I know what an asteroid is, and all definitions state that a meteoroid is a smaller piece from an asteroid, comet or other body.
If a meteor is a meteoroid that enters Earth’s atmosphere, and a meteorite is one that survives and falls to earth, what would one call an asteroid that did so?
Is it essentially guaranteed that because of its size, any asteroid entering the atmosphere is automatically an aster-ite?
The rock that supposedly killed off the dinosaurs was a meteorite, as was Tunguska. Has an asterite ever hit the planet? I think that one of Cecil’s articles said that it would be extremely difficult to bust up the Earth, but could such an impact create another moon?
I’m sure someone will correct me, but I believe an asteroid is called so by virtue of being in the asteroid belt.
A meteor is an object that enters the Earth’s atmosphere. A meteorite is the remains of a meteor that makes it to the surface of the Earth.
Impactor may be the appropriate term.
Everything that I read made a clear distinction between an asteroid and meteoroid. They all defined an asteroid as a large rock that orbited the sun rather than saying an object from the asteroid belt. Meteoroids were generally described as chunks of an asteroid or comet.
[ul]
[li]The Wikipedia article for meteoroid says “A meteoroid is a sand- to boulder-sized particle of debris in the Solar System”. [/li]
[li]The linked Wikipedia article for impactor states that “Objects with a diameter less than 1 m (3.3 ft) are called meteoroids”[/li][/ul]

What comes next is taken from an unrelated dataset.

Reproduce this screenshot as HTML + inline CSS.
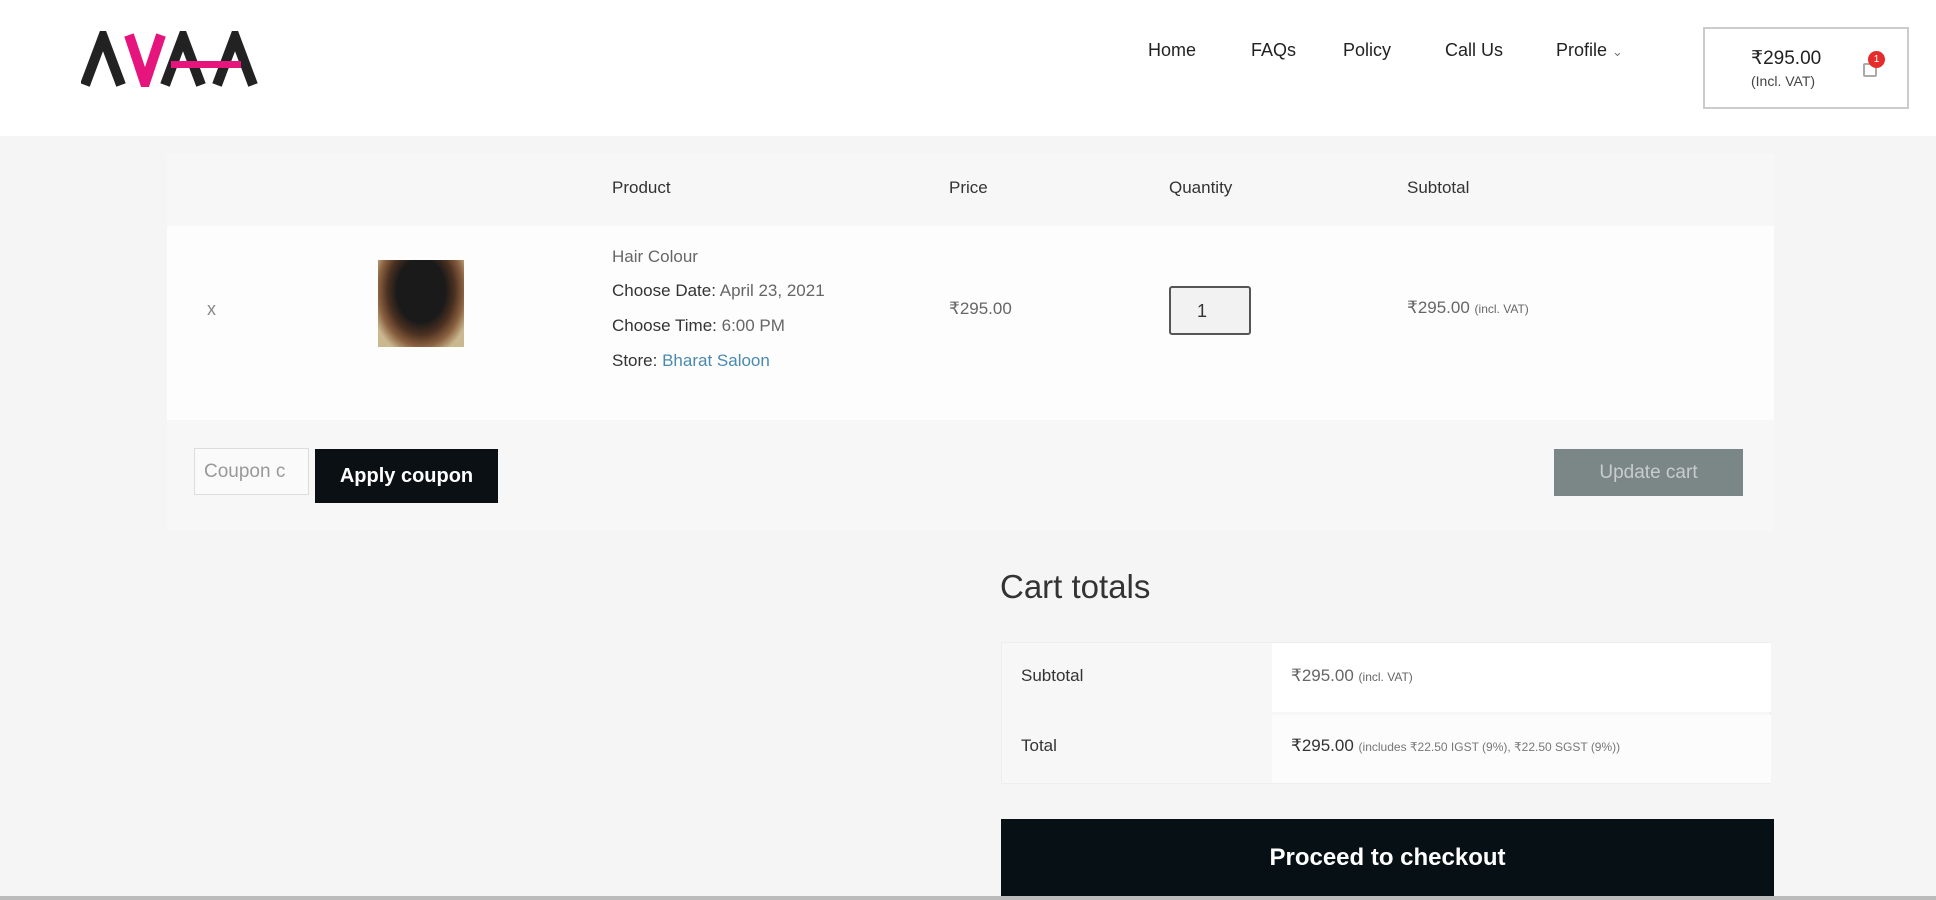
<!DOCTYPE html>
<html><head><meta charset="utf-8"><style>
*{margin:0;padding:0;box-sizing:border-box}
body{width:1936px;height:900px;overflow:hidden;background:#f5f5f5;font-family:"Liberation Sans",sans-serif;color:#333;position:relative}
.a{position:absolute}
header{position:absolute;left:0;top:0;width:1936px;height:136px;background:#fff}
.nav{font-size:18px;color:#222;top:40px}
.t{font-size:17px;color:#333}
.g{color:#666}
</style></head><body>
<header>
<svg class="a" style="left:81px;top:31px" width="182" height="56" viewBox="0 0 182 56">
<g fill="none" stroke-width="10" stroke-linejoin="miter">
<path d="M4 54 L22 6 L40 54" stroke="#222"/>
<path d="M48 4 L64 52 L80 4" stroke="#e6157e"/>
<path d="M84 54 L102 6 L120 54" stroke="#222"/>
<path d="M136 54 L154 6 L172 54" stroke="#222"/>
</g>
<rect x="90" y="30" width="70" height="7" fill="#e6157e"/>
</svg>
<div class="a nav" style="left:1148px">Home</div>
<div class="a nav" style="left:1251px">FAQs</div>
<div class="a nav" style="left:1343px">Policy</div>
<div class="a nav" style="left:1445px">Call Us</div>
<div class="a nav" style="left:1556px">Profile <span style="font-size:13px;color:#777">&#8964;</span></div>
<div class="a" style="left:1703px;top:27px;width:206px;height:82px;border:2px solid #ccc;background:#fff">
<div class="a" style="left:46px;top:18px;font-size:19px;color:#222">₹295.00</div>
<div class="a" style="left:46px;top:44px;font-size:14px;color:#444">(Incl. VAT)</div>
<div class="a" style="left:158px;top:34px;width:14px;height:14px;border:2px solid #aaa;border-radius:2px"></div>
<div class="a" style="left:163px;top:22px;width:17px;height:17px;border-radius:50%;background:#e52b2b;color:#fff;font-size:10px;text-align:center;line-height:17px">1</div>
</div>
</header>
<div class="a" style="left:167px;top:154px;width:1607px;height:377px;background:#f7f7f7"></div>
<div class="a" style="left:167px;top:226px;width:1607px;height:194px;background:#fdfdfd"></div>
<div class="a t" style="left:612px;top:178px">Product</div>
<div class="a t" style="left:949px;top:178px">Price</div>
<div class="a t" style="left:1169px;top:178px">Quantity</div>
<div class="a t" style="left:1407px;top:178px">Subtotal</div>
<div class="a" style="left:207px;top:299px;font-size:18px;color:#888">x</div>
<div class="a" style="left:378px;top:260px;width:86px;height:87px;background:radial-gradient(ellipse at 50% 35%,#1a1a1a 0 40%,#4a3020 55%,#8a6040 70%,#c9b890 85%)"></div>
<div class="a t g" style="left:612px;top:247px">Hair Colour</div>
<div class="a t" style="left:612px;top:281px">Choose Date: <span class="g">April 23, 2021</span></div>
<div class="a t" style="left:612px;top:316px">Choose Time: <span class="g">6:00 PM</span></div>
<div class="a t" style="left:612px;top:351px">Store: <span style="color:#4a8ab0">Bharat Saloon</span></div>
<div class="a t g" style="left:949px;top:299px">₹295.00</div>
<div class="a" style="left:1169px;top:286px;width:82px;height:49px;border:2px solid #555;border-radius:3px;background:#f2f2f2;font-size:18px;padding:13px 0 0 26px">1</div>
<div class="a t g" style="left:1407px;top:298px">₹295.00 <small style="font-size:12px">(incl. VAT)</small></div>
<div class="a" style="left:194px;top:448px;width:115px;height:47px;border:1px solid #ddd;background:#fafafa;font-size:19px;color:#999;padding:12px 0 0 9px;overflow:hidden;white-space:nowrap">Coupon c</div>
<div class="a" style="left:315px;top:449px;width:183px;height:54px;background:#0a1014;color:#fff;font-size:20px;font-weight:bold;text-align:center;line-height:54px">Apply coupon</div>
<div class="a" style="left:1554px;top:449px;width:189px;height:47px;background:#7b8686;color:#c8cccc;font-size:19px;text-align:center;line-height:47px">Update cart</div>
<div class="a" style="left:1000px;top:568px;font-size:33px;color:#333">Cart totals</div>
<div class="a" style="left:1001px;top:642px;width:770px;height:142px;background:#f7f7f7;border:1px solid #eee"></div>
<div class="a" style="left:1272px;top:643px;width:499px;height:69px;background:#fff"></div>
<div class="a" style="left:1272px;top:715px;width:499px;height:68px;background:#fcfcfc"></div>
<div class="a t" style="left:1021px;top:666px">Subtotal</div>
<div class="a t" style="left:1021px;top:736px">Total</div>
<div class="a t g" style="left:1291px;top:666px">₹295.00 <small style="font-size:12px">(incl. VAT)</small></div>
<div class="a t" style="left:1291px;top:736px">₹295.00 <small style="font-size:12px;color:#777">(includes ₹22.50 IGST (9%), ₹22.50 SGST (9%))</small></div>
<div class="a" style="left:1001px;top:819px;width:773px;height:81px;background:#071014;color:#fff;font-size:24px;font-weight:bold;text-align:center;padding-top:25px">Proceed to checkout</div>
<div class="a" style="left:0;top:896px;width:1936px;height:4px;background:#bbb"></div>
</body></html>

What confused me is that both are referred to as meteorites in popular media. I see from the link that Tunguska was an impactor and not a meteorite. Thinking that we had never been struck by anything larger than a meteorite, I pondered the destructive impact of such an event. Now I have a greater understanding of the terms and their misuse.
I’m still not clear on the term for an asteroid that strikes earth atmosphere (the equivalent of meteor), but as I said earlier, they’re big enough that all of them reach earth and so I guess they are all impactors.
The Tunguska event was an airburst without an earth impact (the body may have been a comet as opposed to an asteroid).
Large bodies that enter and then exit the atmosphere are called Earth Grazers.
Thanks, this thread has been very helpful to me. I felt that I had a good understanding of what the various terms were and what interactions they were describing. With infrequent use and incorrect media references my presumed knowledge had deteriorated to the point that I wasn’t sure if I had all of the words right. Sort of like not remembering whether a formation was a stalagmite or stalactite.
“When the mice go up, the tights go down.”